NSU-Prozess:Wohlleben äußert sich zu Neonazi-Angriff

  • Während des NSU-Prozesses berichten Opfer eines Neonazi-Angriffs, an dem auch der Angeklagte Ralf Wohlleben beteilligt gewesen sein soll.
  • Der äußert sich ebenfalls und bestreitet die Vorwürfe.
  • Dass Wohlleben einer der Täter war, kann keiner der beiden Opfer bestätigen.

Aus dem Gericht von Wiebke Ramm

Ganz am Schluss meldet sich der Angeklagte Ralf Wohlleben im NSU-Prozess vor dem Oberlandesgericht München zu Wort. Der frühere NPD-Funktionär bleibt bei seiner Darstellung: Er sei an einem Neonazi-Angriff auf zwei Jugendliche im Juli 1998 an einer Straßenbahnendhaltestelle in Jena-Winzerla nicht beteiligt gewesen. Er habe in jener Zeit jede Aufmerksamkeit durch die Polizei vermieden, da er in Kontakt zu Beate Zschäpe, Uwe Mundlos und Uwe Böhnhardt gestanden habe, die kurz zuvor untergetaucht waren, sagte er am Ende des Verhandlungstages.

Zuvor hatten die damaligen Opfer vor Gericht berichtet, wie eine Gruppe Neonazis sie im Sommer 1998 angegriffen hatte. Martin K. war damals 17 Jahre alt. Die Neonazis hatten ihn geschlagen und getreten, sagte er vergangene Woche vor Gericht. Er erlitt einen Nasenbeinbruch und weitere Gesichtsverletzungen. Sein Freund, Björn W., sagte an diesem Donnerstag, er habe in jener Nacht fliehen und die Polizei verständigen können. Außer Schürfwunden habe er keine Verletzungen davon getragen.

Das Gericht hatte erst durch den Mitangeklagten Carsten S. von dem Vorfall erfahren. Nach Angaben von Carsten S. seien Wohlleben und er unter den Tätern gewesen.

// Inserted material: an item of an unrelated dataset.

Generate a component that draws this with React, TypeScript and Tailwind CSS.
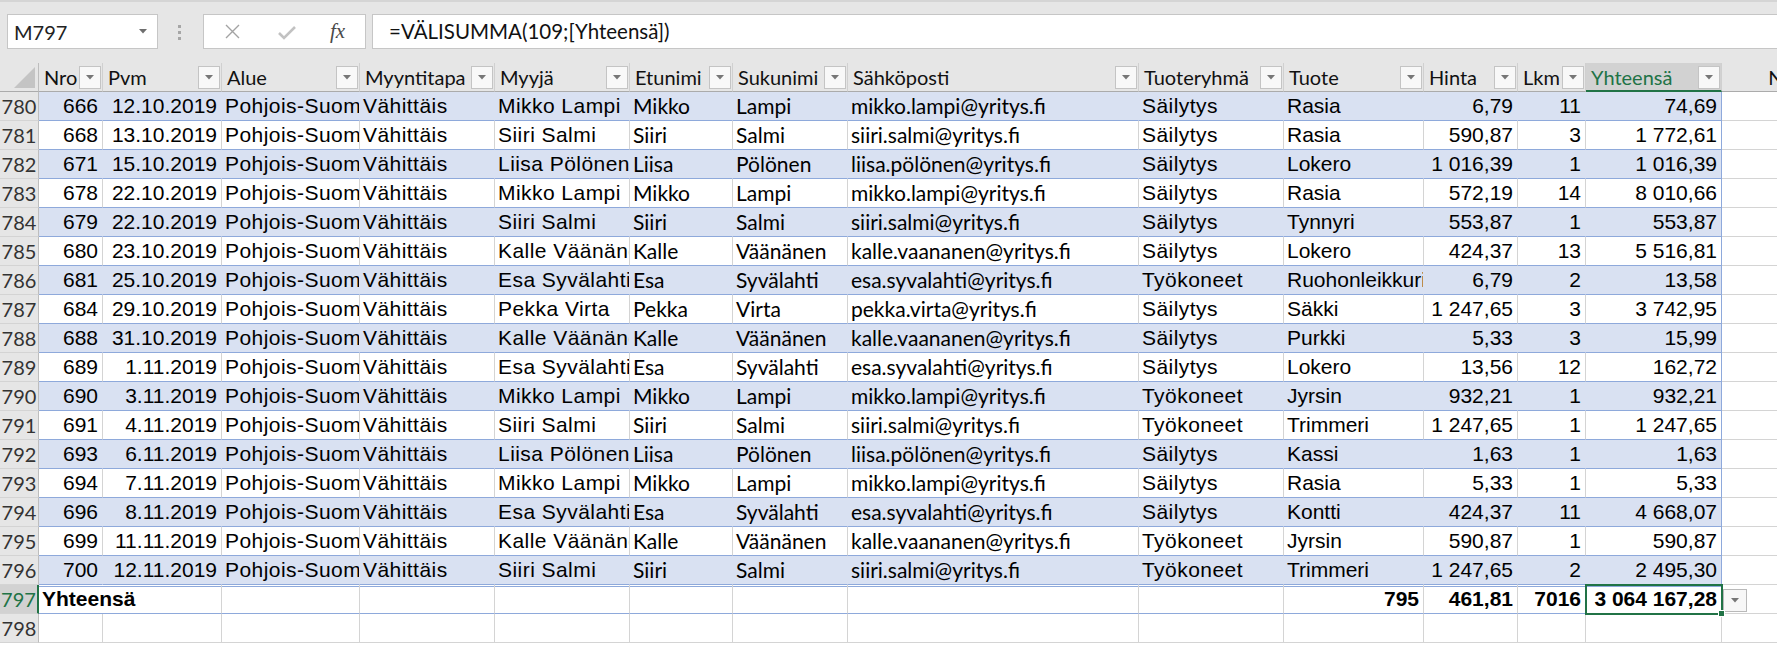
import clsx from "clsx";

const ARIAL = "font-['Liberation_Sans',Arial,sans-serif]";
const CAL = "font-['Lato',sans-serif]";

type Col = { label: string; w: string; cal?: boolean; right?: boolean; track?: boolean };

const COLS: Col[] = [
  { label: "Nro", w: "w-[64px]", right: true },
  { label: "Pvm", w: "w-[119px]", right: true },
  { label: "Alue", w: "w-[138px]", track: true },
  { label: "Myyntitapa", w: "w-[135px]", track: true },
  { label: "Myyjä", w: "w-[135px]", track: true },
  { label: "Etunimi", w: "w-[103px]", cal: true },
  { label: "Sukunimi", w: "w-[115px]", cal: true },
  { label: "Sähköposti", w: "w-[291px]", cal: true },
  { label: "Tuoteryhmä", w: "w-[145px]", track: true },
  { label: "Tuote", w: "w-[140px]" },
  { label: "Hinta", w: "w-[94px]", right: true },
  { label: "Lkm", w: "w-[68px]", right: true },
  { label: "Yhteensä", w: "w-[136px]", right: true },
];

const PEOPLE: Record<string, [string, string, string]> = {
  "Mikko Lampi": ["Mikko", "Lampi", "mikko.lampi@yritys.fi"],
  "Siiri Salmi": ["Siiri", "Salmi", "siiri.salmi@yritys.fi"],
  "Liisa Pölönen": ["Liisa", "Pölönen", "liisa.pölönen@yritys.fi"],
  "Kalle Väänänen": ["Kalle", "Väänänen", "kalle.vaananen@yritys.fi"],
  "Esa Syvälahti": ["Esa", "Syvälahti", "esa.syvalahti@yritys.fi"],
  "Pekka Virta": ["Pekka", "Virta", "pekka.virta@yritys.fi"],
};

// nro, pvm, myyjä, tuoteryhmä, tuote, hinta, lkm, yhteensä
const ROWS: [string, string, string, string, string, string, string, string][] = [
  ["666", "12.10.2019", "Mikko Lampi", "Säilytys", "Rasia", "6,79", "11", "74,69"],
  ["668", "13.10.2019", "Siiri Salmi", "Säilytys", "Rasia", "590,87", "3", "1 772,61"],
  ["671", "15.10.2019", "Liisa Pölönen", "Säilytys", "Lokero", "1 016,39", "1", "1 016,39"],
  ["678", "22.10.2019", "Mikko Lampi", "Säilytys", "Rasia", "572,19", "14", "8 010,66"],
  ["679", "22.10.2019", "Siiri Salmi", "Säilytys", "Tynnyri", "553,87", "1", "553,87"],
  ["680", "23.10.2019", "Kalle Väänänen", "Säilytys", "Lokero", "424,37", "13", "5 516,81"],
  ["681", "25.10.2019", "Esa Syvälahti", "Työkoneet", "Ruohonleikkuri", "6,79", "2", "13,58"],
  ["684", "29.10.2019", "Pekka Virta", "Säilytys", "Säkki", "1 247,65", "3", "3 742,95"],
  ["688", "31.10.2019", "Kalle Väänänen", "Säilytys", "Purkki", "5,33", "3", "15,99"],
  ["689", "1.11.2019", "Esa Syvälahti", "Säilytys", "Lokero", "13,56", "12", "162,72"],
  ["690", "3.11.2019", "Mikko Lampi", "Työkoneet", "Jyrsin", "932,21", "1", "932,21"],
  ["691", "4.11.2019", "Siiri Salmi", "Työkoneet", "Trimmeri", "1 247,65", "1", "1 247,65"],
  ["693", "6.11.2019", "Liisa Pölönen", "Säilytys", "Kassi", "1,63", "1", "1,63"],
  ["694", "7.11.2019", "Mikko Lampi", "Säilytys", "Rasia", "5,33", "1", "5,33"],
  ["696", "8.11.2019", "Esa Syvälahti", "Säilytys", "Kontti", "424,37", "11", "4 668,07"],
  ["699", "11.11.2019", "Kalle Väänänen", "Työkoneet", "Jyrsin", "590,87", "1", "590,87"],
  ["700", "12.11.2019", "Siiri Salmi", "Työkoneet", "Trimmeri", "1 247,65", "2", "2 495,30"],
];

function Arrow({ color = "#767676" }: { color?: string }) {
  return (
    <svg width="8" height="5" viewBox="0 0 8 5">
      <path d="M0 0h8L4 4.5z" fill={color} />
    </svg>
  );
}

function FilterButton() {
  return (
    <div className="mt-[3px] mr-[1px] flex h-[23px] w-[22px] shrink-0 items-center justify-center border border-[#c4c4c4] bg-[#f8f8f8]">
      <Arrow />
    </div>
  );
}

function RowHead({ n, active }: { n: number; active?: boolean }) {
  return (
    <div
      className={clsx(
        "h-full w-[39px] shrink-0 border-b border-b-[#d4d4d4] text-center text-[20px] leading-[28px]",
        CAL,
        active
          ? "border-r-2 border-r-[#217346] bg-[#d2d2d2] text-[#217346]"
          : "border-r border-r-[#bdbdbd] bg-[#e6e6e6] text-[#333]"
      )}
    >
      {n}
    </div>
  );
}

function FormulaBar() {
  return (
    <div className="h-[63px] bg-[#e6e6e6]">
      <div className="h-[2px] bg-[#d5d5d5]" />
      <div className="flex items-start pt-[12px]">
        <div className="ml-[7px] flex h-[35px] w-[151px] items-center justify-between border border-[#c6c6c6] bg-white pl-[6px] pr-[10px]">
          <span className={clsx(CAL, "text-[20px] text-[#222]")}>M797</span>
          <Arrow color="#6e6e6e" />
        </div>
        <div className="ml-[20px] mt-[11px] flex flex-col gap-[3px]">
          <div className="h-[3px] w-[3px] bg-[#a6a6a6]" />
          <div className="h-[3px] w-[3px] bg-[#a6a6a6]" />
          <div className="h-[3px] w-[3px] bg-[#a6a6a6]" />
        </div>
        <div className="ml-[22px] flex h-[35px] w-[163px] items-center border border-[#c6c6c6] bg-white pl-[20px]">
          <svg width="17" height="17" viewBox="0 0 17 17">
            <path d="M2 2l13 13M15 2L2 15" stroke="#a3a3a3" strokeWidth="1.4" />
          </svg>
          <svg className="ml-[36px]" width="20" height="16" viewBox="0 0 20 16">
            <path d="M2 9l5 5L18 3" stroke="#c2c2c2" strokeWidth="2.6" fill="none" />
          </svg>
          <span className="ml-[33px] font-['Liberation_Serif',serif] text-[21px] italic text-[#4a4a4a]">
            fx
          </span>
        </div>
        <div className="ml-[6px] flex h-[35px] flex-1 items-center border border-r-0 border-[#c6c6c6] bg-white pl-[16px]">
          <span className={clsx(CAL, "text-[20.5px] text-[#111]")}>=VÄLISUMMA(109;[Yhteensä])</span>
        </div>
      </div>
    </div>
  );
}

function HeaderRow() {
  return (
    <div className="flex h-[29px] bg-[#e6e6e6]">
      <div className="flex h-full w-[39px] shrink-0 items-end justify-end border-b border-r border-b-[#ababab] border-r-[#bdbdbd] pb-[3px] pr-[3px]">
        <svg width="21" height="21" viewBox="0 0 21 21">
          <path d="M21 0V21H0z" fill="#c4c4c4" />
        </svg>
      </div>
      {COLS.map((c, i) => {
        const sel = i === COLS.length - 1;
        return (
          <div
            key={c.label}
            className={clsx(
              c.w,
              "flex h-full shrink-0 border-r border-r-[#d0d0d0]",
              sel ? "border-b-2 border-b-[#217346] bg-[#d2d2d2]" : "border-b border-b-[#ababab]"
            )}
          >
            <span
              className={clsx(
                CAL,
                "flex-1 overflow-hidden whitespace-nowrap pl-[5px] text-[20px] leading-[28px]",
                sel ? "text-[#217346]" : "text-[#111]"
              )}
            >
              {c.label}
            </span>
            <FilterButton />
          </div>
        );
      })}
      <div className="h-full w-[108px] shrink-0 border-b border-b-[#ababab] text-center">
        <span className={clsx(CAL, "text-[20px] leading-[28px] text-[#111]")}>N</span>
      </div>
    </div>
  );
}

function DataRow({ r, idx }: { r: (typeof ROWS)[number]; idx: number }) {
  const band = idx % 2 === 0;
  const [nro, pvm, myyja, ryhma, tuote, hinta, lkm, yht] = r;
  const [etu, suku, email] = PEOPLE[myyja];
  const values = [nro, pvm, "Pohjois-Suomi", "Vähittäis", myyja, etu, suku, email, ryhma, tuote, hinta, lkm, yht];
  return (
    <div className="flex h-[29px]">
      <RowHead n={780 + idx} />
      {COLS.map((c, i) => {
        const last = i === COLS.length - 1;
        return (
          <div
            key={c.label}
            className={clsx(
              c.w,
              "h-full shrink-0 overflow-hidden whitespace-nowrap border-b border-r border-b-[#8ea9db] leading-[28px] text-black",
              c.cal ? clsx(CAL, "text-[21px]") : clsx(ARIAL, "text-[21px]"),
              c.track && "tracking-[0.45px]",
              band ? "bg-[#d9e1f2]" : "bg-white",
              last ? "border-r-[#8ea9db]" : band ? "border-r-[#d9e1f2]" : "border-r-[#d4d4d4]",
              c.right ? "pr-[4px] text-right" : "pl-[3px]"
            )}
          >
            {values[i]}
          </div>
        );
      })}
      <div className="h-full w-[108px] shrink-0 border-b border-b-[#d4d4d4] bg-white" />
    </div>
  );
}

function TotalRow() {
  const cell =
    "h-full shrink-0 whitespace-nowrap border-b border-b-[#8ea9db] bg-white leading-[28px] text-[21px] font-bold text-black shadow-[inset_0_1px_0_#fff,inset_0_2px_0_#8ea9db]";
  const vals: Record<number, string> = { 9: "795", 10: "461,81", 11: "7016", 12: "3 064 167,28" };
  return (
    <div className="flex h-[29px]">
      <RowHead n={797} active />
      {COLS.map((c, i) => {
        const last = i === COLS.length - 1;
        if (i === 0) {
          return (
            <div key={c.label} className={clsx(c.w, cell, ARIAL, "relative z-10 overflow-visible pl-[3px]")}>
              Yhteensä
            </div>
          );
        }
        return (
          <div
            key={c.label}
            className={clsx(
              c.w,
              cell,
              ARIAL,
              "border-r text-right pr-[4px]",
              last ? "relative border-r-[#8ea9db]" : "overflow-hidden border-r-[#d4d4d4]"
            )}
          >
            {vals[i] ?? ""}
            {last && (
              <>
                <div className="absolute -left-[1px] -top-[1px] h-[31px] w-[138px] border-2 border-[#217346]" />
                <div className="absolute -right-[4px] -bottom-[4px] h-[7px] w-[7px] border border-white bg-[#217346]" />
              </>
            )}
          </div>
        );
      })}
      <div className="h-full w-[108px] shrink-0 border-b border-b-[#d4d4d4] bg-white pl-[1px] pt-[4px]">
        <div className="flex h-[23px] w-[24px] items-center justify-center border border-[#b9b9b9] bg-[#f7f7f7]">
          <Arrow />
        </div>
      </div>
    </div>
  );
}

function EmptyRow({ n }: { n: number }) {
  return (
    <div className="flex h-[29px]">
      <RowHead n={n} />
      {COLS.map((c) => (
        <div key={c.label} className={clsx(c.w, "h-full shrink-0 border-b border-r border-[#d4d4d4] bg-white")} />
      ))}
      <div className="h-full w-[108px] shrink-0 border-b border-b-[#d4d4d4] bg-white" />
    </div>
  );
}

export default function App() {
  return (
    <div className="h-[645px] w-[1777px] overflow-hidden bg-white">
      <FormulaBar />
      <HeaderRow />
      {ROWS.map((r, i) => (
        <DataRow key={r[0]} r={r} idx={i} />
      ))}
      <TotalRow />
      <EmptyRow n={798} />
    </div>
  );
}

Wohlleben soll sich hinterher damit gebrüstet haben, "jemandem auf dem Kopf herumgesprungen zu sein". Wohlleben bestreitet dies und behauptet, dass Carsten S. ihn um jeden Preis belasten wolle.

Intensive Suche nach den Opfern

Das Gericht befragte in den vergangenen Wochen Zeugen um Zeugen, um herauszufinden, ob es eine solche Schlägerei wirklich gegeben hat. Erst auf intensive Nachforschung des Berliner Nebenklagevertreters Hardy Langer konnten schließlich die beiden Opfer des Angriffs ausfindig gemacht werden. Ihre Angaben passten zu der Darstellung von Carsten S. Doch dass Wohlleben einer der Täter war, konnte keiner von beiden bestätigen. Sie hätten einfach eine Gruppe Neonazis wahrgenommen, an einzelne Personen könnten sie sich nicht konkret erinnern, gaben sie an.

Wohlleben wiederholt, dass er an keiner Schlägerei beteiligt gewesen sei. Er erinnert daran, dass die drei mutmaßlichen NSU-Terroristen Zschäpe, Mundlos und Böhnhardt nur wenige Monate vor dem Vorfall untergetaucht waren. "Wenige Monate nach dem Untertauchen der Drei war ich vielmehr darauf bedacht, dass ich polizeilich nicht auffalle, da ich im Kontakt zu den Dreien stand."

Carsten S. und Wohlleben sind im NSU-Prozess wegen Beihilfe zum Mord in neun Fällen angeklagt. Sie sollen Böhnhardt und Mundlos die Pistole beschafft haben, mit denen sie aus rassistischen Motiven neun Männer türkischer und griechischer Herkunft ermordeten. Carsten S. hat die Waffenlieferung gestanden und Wohlleben belastet. Wohlleben bestreitet die Vorwürfe.

Zuvor war es an diesem Verhandlungstag zu mehreren Unterbrechungen und zwei Ablehnungsanträgen von Wohlleben gegen die Richter des Senats gekommen. Das Gericht setzte die Verhandlung dennoch zunächst fort. Ein anderer Senat muss nun über die Befangenheitsanträge entscheiden. Am Dienstag wird der NSU-Prozess fortgesetzt.